▶ [EXTRACTED ENTRIES]
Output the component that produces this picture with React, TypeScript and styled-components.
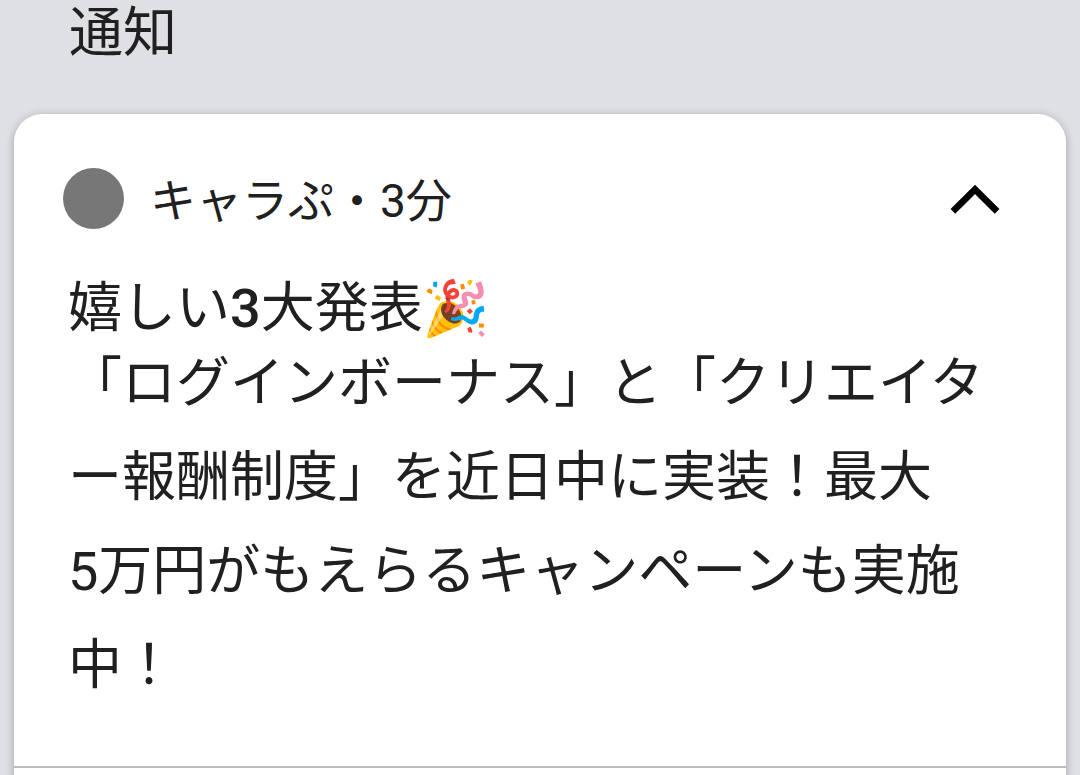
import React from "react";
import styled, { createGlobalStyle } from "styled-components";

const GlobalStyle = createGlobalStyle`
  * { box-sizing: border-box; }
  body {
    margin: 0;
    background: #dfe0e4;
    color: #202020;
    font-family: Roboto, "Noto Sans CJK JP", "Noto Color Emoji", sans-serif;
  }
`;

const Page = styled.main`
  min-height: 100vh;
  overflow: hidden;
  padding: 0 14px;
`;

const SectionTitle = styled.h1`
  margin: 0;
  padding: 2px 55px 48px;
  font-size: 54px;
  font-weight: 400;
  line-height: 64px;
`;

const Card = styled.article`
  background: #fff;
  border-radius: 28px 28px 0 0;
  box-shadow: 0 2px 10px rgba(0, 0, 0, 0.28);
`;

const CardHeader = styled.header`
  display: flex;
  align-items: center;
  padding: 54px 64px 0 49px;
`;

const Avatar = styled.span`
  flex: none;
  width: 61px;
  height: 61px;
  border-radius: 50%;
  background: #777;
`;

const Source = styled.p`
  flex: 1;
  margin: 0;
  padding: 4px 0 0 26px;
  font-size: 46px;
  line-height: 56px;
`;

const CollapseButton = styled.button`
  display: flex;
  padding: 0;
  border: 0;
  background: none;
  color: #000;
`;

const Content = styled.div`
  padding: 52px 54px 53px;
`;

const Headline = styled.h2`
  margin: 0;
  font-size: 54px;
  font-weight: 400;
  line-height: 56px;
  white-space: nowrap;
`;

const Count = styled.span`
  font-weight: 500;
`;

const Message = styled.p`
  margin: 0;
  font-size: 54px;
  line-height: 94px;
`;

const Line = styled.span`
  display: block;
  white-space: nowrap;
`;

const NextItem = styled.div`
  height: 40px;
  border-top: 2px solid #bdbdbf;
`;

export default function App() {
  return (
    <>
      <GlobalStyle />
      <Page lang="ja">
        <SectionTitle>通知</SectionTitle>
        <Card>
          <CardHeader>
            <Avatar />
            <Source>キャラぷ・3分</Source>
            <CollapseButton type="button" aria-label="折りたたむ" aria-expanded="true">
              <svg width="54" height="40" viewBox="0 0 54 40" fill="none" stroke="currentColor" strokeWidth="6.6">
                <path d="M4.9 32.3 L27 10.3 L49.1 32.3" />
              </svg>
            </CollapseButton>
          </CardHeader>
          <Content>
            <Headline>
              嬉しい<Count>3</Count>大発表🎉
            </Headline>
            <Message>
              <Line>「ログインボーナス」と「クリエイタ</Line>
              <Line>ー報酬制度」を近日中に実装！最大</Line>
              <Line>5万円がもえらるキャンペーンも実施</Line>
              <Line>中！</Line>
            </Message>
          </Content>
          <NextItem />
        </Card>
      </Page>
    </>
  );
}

* * *

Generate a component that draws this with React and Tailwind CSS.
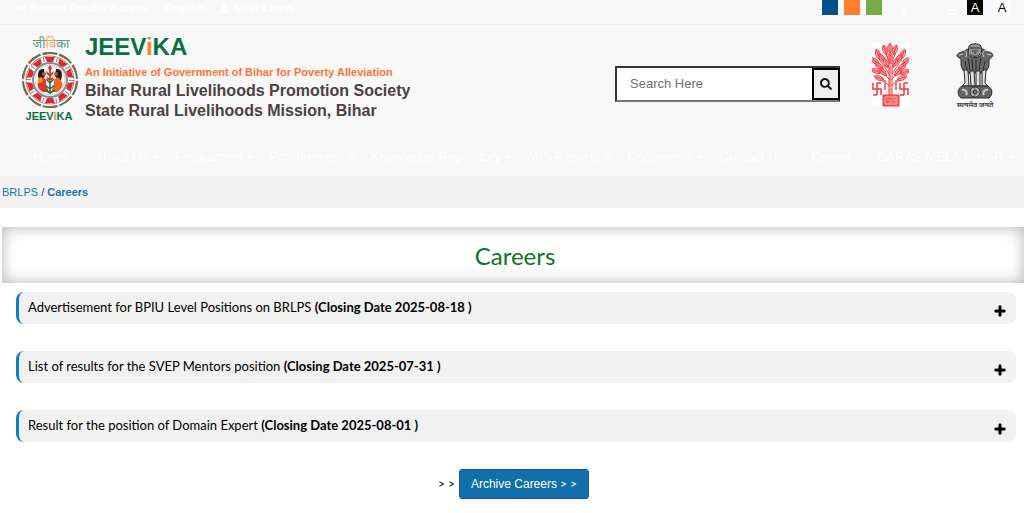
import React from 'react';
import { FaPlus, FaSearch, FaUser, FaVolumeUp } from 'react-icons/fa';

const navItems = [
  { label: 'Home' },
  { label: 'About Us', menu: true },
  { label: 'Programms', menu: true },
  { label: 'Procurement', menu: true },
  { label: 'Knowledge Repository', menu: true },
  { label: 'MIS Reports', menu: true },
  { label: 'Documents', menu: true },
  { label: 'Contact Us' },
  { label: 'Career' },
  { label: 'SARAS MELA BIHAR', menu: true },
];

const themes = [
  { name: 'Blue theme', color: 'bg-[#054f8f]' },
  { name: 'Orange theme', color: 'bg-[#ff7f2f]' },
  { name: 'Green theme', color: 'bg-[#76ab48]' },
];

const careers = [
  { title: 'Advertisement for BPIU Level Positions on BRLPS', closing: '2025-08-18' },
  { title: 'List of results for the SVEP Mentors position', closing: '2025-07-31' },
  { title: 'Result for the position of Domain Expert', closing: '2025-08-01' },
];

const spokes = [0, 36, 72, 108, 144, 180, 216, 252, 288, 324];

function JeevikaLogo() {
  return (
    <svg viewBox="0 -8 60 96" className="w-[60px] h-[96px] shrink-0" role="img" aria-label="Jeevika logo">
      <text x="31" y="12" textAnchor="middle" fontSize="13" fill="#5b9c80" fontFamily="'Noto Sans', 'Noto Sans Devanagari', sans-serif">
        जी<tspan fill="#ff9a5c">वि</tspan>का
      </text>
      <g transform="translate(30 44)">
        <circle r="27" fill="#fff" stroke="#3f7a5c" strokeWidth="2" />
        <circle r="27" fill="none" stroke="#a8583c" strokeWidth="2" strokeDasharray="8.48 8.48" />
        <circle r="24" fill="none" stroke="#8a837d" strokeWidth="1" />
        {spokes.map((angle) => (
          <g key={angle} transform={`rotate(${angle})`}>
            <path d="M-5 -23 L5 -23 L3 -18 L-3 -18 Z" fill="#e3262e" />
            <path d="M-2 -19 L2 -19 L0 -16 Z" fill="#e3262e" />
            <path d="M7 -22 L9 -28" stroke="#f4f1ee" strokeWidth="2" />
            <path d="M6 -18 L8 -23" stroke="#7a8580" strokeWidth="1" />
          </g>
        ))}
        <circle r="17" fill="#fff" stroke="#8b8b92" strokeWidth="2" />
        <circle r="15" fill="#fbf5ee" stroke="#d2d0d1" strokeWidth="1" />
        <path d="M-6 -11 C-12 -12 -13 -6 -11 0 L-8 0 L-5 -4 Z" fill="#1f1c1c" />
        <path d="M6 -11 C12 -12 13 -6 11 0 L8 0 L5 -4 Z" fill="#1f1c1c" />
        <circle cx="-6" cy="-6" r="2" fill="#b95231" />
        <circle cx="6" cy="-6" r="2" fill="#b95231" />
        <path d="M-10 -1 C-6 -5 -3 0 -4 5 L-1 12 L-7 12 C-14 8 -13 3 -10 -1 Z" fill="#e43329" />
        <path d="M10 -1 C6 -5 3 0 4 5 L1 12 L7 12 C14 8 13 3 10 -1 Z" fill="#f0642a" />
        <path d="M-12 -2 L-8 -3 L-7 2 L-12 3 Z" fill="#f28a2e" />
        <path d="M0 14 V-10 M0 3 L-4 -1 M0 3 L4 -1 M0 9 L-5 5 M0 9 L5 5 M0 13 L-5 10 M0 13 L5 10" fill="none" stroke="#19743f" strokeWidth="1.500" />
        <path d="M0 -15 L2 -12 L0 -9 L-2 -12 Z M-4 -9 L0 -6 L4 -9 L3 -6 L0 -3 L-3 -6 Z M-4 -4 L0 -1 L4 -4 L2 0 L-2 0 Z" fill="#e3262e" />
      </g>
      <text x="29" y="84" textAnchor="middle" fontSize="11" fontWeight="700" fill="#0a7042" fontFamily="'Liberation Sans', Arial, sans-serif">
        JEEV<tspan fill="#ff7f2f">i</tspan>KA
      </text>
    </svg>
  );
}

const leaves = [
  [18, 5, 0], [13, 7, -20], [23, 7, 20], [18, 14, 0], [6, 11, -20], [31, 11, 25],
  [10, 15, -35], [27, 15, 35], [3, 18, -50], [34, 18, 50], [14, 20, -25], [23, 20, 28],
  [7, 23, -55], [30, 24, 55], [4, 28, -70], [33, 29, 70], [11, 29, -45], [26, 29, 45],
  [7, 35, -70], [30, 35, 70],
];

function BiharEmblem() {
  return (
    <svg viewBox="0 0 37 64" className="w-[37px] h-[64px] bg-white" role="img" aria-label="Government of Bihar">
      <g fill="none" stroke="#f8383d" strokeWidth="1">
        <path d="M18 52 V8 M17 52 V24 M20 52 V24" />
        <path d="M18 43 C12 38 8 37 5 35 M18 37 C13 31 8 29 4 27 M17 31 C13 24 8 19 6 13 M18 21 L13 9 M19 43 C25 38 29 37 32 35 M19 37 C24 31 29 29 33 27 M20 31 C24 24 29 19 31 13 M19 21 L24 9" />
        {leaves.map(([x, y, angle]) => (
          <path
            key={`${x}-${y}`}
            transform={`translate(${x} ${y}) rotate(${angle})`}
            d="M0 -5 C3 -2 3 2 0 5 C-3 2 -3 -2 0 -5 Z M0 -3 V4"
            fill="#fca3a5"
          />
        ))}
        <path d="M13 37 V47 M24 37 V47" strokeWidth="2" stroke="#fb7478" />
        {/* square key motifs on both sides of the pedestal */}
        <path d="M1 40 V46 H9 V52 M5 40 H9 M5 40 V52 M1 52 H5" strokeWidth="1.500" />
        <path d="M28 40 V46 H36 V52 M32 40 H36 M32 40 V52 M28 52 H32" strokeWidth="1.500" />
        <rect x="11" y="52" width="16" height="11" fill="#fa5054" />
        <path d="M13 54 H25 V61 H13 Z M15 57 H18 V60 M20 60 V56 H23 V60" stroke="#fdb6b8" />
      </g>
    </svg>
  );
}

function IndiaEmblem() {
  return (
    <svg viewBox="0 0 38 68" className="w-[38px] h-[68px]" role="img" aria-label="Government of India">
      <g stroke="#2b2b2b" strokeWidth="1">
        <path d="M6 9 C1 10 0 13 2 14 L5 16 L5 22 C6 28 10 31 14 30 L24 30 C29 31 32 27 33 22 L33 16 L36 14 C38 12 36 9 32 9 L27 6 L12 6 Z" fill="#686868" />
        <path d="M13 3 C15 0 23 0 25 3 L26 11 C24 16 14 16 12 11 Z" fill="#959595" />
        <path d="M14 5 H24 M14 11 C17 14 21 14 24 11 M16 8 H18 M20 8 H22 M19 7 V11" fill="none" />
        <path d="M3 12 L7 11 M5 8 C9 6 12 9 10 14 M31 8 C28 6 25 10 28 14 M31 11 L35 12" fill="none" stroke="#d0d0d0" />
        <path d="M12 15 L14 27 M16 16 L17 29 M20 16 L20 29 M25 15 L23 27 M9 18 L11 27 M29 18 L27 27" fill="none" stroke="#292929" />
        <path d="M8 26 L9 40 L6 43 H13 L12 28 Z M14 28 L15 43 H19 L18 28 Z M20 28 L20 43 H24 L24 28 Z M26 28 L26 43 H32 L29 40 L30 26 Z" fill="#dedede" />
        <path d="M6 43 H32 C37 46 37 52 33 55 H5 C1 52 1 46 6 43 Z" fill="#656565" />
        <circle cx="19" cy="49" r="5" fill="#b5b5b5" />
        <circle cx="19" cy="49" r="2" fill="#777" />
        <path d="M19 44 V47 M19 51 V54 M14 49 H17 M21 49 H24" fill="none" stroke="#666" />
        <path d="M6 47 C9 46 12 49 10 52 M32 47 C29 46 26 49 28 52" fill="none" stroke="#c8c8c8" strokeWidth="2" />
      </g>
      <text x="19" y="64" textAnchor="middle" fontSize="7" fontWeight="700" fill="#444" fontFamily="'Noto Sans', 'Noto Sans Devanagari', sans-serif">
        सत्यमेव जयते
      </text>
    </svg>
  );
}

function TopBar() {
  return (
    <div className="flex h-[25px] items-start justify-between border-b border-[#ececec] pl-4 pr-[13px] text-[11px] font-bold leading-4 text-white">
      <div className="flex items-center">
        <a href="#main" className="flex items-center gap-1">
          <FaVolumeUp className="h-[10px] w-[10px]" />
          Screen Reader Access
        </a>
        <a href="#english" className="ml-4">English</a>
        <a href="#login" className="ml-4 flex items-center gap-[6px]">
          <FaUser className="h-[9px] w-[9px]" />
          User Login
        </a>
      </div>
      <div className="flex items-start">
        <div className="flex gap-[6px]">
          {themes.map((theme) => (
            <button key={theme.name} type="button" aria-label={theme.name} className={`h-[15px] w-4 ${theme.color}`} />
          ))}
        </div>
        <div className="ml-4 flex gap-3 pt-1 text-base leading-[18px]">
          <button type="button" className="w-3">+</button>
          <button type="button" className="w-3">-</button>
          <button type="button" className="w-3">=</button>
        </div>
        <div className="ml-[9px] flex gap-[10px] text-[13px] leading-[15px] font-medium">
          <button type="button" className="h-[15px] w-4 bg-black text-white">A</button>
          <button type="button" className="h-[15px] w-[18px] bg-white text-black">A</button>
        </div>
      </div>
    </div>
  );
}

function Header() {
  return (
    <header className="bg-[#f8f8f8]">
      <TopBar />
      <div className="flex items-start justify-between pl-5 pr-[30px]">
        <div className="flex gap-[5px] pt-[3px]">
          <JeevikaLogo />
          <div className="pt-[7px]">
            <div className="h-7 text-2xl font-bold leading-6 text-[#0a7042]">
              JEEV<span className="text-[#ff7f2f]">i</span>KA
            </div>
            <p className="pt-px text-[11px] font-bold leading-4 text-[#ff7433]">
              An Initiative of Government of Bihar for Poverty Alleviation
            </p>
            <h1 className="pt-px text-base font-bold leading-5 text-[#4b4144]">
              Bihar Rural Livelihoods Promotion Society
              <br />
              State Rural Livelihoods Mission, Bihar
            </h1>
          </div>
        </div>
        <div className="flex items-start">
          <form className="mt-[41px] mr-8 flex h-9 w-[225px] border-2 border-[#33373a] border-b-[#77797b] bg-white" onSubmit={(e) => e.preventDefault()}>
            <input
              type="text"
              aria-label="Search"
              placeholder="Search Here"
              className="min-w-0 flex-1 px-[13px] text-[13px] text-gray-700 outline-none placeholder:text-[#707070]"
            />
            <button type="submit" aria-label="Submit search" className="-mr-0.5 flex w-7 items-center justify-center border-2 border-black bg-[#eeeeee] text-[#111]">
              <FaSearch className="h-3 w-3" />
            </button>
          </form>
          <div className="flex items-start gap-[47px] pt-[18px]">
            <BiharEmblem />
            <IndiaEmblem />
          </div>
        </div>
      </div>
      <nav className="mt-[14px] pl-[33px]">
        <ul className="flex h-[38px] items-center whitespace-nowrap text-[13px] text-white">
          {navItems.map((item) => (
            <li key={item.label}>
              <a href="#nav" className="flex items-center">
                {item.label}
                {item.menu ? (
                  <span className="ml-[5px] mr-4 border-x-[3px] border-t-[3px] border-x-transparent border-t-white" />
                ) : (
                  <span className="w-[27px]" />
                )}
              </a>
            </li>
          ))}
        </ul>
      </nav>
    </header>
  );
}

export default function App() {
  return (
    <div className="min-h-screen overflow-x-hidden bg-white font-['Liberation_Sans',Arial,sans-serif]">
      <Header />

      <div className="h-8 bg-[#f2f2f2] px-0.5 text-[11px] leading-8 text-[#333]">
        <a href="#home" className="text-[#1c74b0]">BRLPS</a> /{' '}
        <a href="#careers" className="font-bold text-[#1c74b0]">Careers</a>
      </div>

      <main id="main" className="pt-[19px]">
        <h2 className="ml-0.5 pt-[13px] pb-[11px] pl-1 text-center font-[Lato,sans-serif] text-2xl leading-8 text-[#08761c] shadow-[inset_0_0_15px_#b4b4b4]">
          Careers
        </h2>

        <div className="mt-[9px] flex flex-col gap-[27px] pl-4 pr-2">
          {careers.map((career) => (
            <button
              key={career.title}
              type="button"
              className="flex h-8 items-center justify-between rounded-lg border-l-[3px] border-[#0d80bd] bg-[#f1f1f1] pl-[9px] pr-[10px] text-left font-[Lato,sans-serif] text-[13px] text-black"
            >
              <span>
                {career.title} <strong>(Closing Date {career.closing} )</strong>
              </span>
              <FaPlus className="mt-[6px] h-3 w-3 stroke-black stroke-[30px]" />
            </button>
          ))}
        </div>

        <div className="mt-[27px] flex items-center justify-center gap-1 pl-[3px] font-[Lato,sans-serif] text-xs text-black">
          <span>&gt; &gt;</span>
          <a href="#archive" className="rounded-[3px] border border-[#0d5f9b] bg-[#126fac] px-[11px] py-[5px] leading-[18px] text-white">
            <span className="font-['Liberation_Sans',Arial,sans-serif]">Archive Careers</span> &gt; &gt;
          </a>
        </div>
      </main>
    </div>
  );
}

▶ [WORK REQUIRED]
Make an exact copy of the lines from the one containing "Generate a component" to the one containing "FaSearch, FaUser, FaVolumeUp", keeping both and leaving out every picture.

▶ [RESULT BELOW]
Generate a component that draws this with React and Tailwind CSS.
import React from 'react';
import { FaPlus, FaSearch, FaUser, FaVolumeUp } from 'react-icons/fa';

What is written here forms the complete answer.